PROVIDED RECORDS
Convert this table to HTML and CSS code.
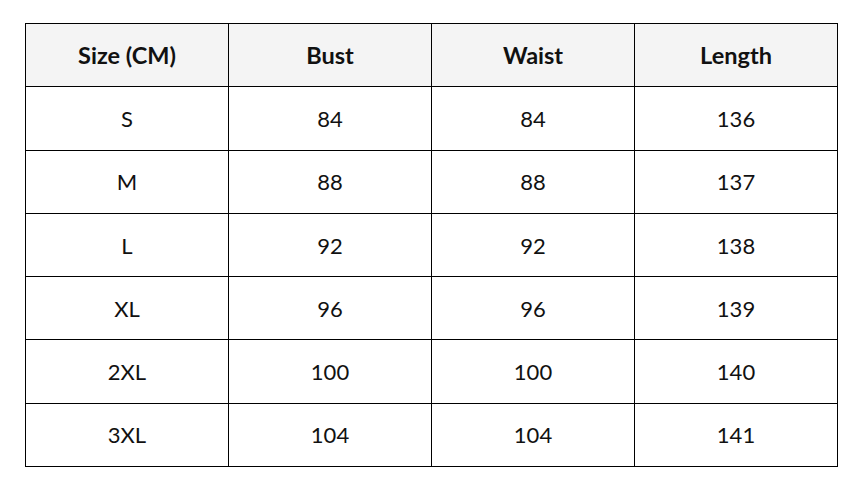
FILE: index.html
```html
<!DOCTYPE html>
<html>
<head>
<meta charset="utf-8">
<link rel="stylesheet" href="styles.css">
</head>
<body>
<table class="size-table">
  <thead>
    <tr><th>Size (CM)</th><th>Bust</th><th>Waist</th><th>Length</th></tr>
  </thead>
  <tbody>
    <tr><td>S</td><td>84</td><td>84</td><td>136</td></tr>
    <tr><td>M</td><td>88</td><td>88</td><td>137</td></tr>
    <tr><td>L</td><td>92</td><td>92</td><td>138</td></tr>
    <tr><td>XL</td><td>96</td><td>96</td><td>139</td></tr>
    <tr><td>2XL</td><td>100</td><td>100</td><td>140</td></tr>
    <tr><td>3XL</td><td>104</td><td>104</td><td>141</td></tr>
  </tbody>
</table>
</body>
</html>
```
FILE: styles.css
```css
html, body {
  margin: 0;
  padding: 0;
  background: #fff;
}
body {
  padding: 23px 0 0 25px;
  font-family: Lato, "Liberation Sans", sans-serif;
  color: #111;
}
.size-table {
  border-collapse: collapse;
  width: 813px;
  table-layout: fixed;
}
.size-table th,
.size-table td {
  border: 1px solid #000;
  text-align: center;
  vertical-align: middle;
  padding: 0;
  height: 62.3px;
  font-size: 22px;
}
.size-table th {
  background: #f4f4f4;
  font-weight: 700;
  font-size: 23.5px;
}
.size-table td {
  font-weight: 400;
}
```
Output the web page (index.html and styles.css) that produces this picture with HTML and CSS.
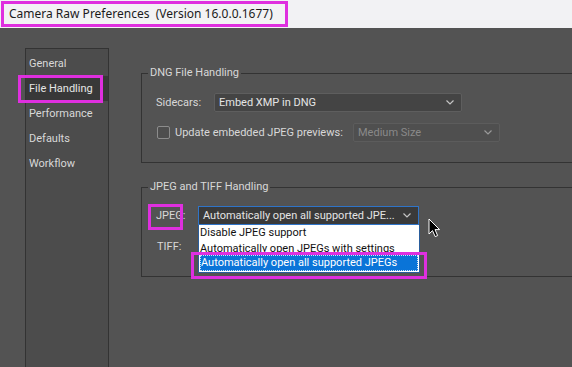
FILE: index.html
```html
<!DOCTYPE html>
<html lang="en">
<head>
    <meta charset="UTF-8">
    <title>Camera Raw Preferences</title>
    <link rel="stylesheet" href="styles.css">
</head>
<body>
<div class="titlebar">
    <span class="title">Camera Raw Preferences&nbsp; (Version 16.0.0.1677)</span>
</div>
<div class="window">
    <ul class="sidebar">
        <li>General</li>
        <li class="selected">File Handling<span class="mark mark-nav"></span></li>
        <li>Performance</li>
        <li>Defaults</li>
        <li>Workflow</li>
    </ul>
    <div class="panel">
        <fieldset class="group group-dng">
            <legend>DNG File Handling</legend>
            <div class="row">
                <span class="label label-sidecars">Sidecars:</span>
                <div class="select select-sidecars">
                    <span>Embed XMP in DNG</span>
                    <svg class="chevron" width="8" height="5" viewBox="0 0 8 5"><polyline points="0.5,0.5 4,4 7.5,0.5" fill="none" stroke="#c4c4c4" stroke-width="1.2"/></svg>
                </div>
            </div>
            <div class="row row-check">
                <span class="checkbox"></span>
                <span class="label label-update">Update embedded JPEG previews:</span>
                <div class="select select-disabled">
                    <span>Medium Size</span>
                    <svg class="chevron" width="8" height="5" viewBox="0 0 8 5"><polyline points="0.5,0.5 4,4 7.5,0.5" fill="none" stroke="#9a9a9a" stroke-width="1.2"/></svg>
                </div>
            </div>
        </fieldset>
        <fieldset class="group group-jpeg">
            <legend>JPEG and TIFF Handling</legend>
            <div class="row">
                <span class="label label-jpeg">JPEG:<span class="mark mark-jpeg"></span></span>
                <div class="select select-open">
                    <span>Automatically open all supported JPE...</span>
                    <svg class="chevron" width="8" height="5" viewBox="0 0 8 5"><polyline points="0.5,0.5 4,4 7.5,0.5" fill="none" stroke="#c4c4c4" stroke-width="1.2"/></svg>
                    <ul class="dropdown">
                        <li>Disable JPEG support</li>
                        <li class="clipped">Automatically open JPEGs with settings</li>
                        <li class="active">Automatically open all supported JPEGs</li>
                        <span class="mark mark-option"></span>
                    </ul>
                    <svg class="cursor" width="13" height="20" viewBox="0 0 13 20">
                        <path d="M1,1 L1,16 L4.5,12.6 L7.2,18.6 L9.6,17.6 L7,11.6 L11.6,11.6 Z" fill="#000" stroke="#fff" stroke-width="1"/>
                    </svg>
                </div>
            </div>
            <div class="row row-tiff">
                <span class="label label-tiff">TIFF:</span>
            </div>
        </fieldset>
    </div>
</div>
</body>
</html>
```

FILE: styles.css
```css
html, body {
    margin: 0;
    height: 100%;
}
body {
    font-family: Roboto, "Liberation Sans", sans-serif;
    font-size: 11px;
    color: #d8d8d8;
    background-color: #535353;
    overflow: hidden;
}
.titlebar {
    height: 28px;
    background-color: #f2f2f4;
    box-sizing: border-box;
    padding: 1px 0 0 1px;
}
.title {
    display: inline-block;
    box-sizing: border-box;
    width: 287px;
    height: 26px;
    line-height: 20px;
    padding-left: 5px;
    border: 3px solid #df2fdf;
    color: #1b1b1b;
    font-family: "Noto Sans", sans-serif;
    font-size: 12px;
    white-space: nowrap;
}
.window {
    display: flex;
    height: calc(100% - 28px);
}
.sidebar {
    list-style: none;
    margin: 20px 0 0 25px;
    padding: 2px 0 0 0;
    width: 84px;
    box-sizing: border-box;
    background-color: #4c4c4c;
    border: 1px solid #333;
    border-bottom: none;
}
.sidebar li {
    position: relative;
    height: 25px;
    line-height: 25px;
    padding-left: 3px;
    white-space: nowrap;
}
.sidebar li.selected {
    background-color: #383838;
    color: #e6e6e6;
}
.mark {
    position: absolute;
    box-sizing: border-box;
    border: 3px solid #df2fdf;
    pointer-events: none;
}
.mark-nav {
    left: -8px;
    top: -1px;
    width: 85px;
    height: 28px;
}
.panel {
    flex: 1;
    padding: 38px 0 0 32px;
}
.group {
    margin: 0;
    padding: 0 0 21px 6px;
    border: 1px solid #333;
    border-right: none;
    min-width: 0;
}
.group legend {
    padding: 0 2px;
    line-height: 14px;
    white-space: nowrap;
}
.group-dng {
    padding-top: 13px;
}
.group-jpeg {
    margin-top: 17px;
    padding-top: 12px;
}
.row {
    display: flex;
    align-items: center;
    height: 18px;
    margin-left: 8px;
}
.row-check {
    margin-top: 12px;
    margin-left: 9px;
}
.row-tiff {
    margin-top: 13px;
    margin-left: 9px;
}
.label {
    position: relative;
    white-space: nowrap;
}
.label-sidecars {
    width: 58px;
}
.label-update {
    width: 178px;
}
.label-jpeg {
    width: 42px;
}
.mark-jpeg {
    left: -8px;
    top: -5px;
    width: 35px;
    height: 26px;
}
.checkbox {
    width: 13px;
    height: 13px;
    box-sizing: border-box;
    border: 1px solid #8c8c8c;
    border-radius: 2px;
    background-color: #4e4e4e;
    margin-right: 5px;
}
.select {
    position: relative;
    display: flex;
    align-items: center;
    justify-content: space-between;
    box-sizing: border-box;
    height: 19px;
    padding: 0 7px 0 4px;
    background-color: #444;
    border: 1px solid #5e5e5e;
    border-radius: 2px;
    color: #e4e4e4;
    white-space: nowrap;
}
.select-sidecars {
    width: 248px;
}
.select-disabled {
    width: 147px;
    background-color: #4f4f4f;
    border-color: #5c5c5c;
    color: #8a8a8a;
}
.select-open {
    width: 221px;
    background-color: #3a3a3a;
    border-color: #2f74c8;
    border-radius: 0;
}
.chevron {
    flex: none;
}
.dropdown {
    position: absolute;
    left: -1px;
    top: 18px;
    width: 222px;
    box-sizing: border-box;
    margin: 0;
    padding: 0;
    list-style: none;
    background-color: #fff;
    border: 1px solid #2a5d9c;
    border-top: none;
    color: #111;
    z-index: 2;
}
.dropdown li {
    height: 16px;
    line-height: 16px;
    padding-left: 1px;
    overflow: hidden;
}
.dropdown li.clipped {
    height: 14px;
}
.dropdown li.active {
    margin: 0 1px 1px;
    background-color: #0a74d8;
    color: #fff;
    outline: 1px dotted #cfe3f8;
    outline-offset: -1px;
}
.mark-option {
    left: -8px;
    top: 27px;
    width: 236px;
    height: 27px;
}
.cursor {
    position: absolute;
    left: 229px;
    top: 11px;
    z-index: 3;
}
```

WHAT IS NEEDED
Count every line in the listing above that holds "styles", then report only the count.

ANSWER TO THIS TASK
5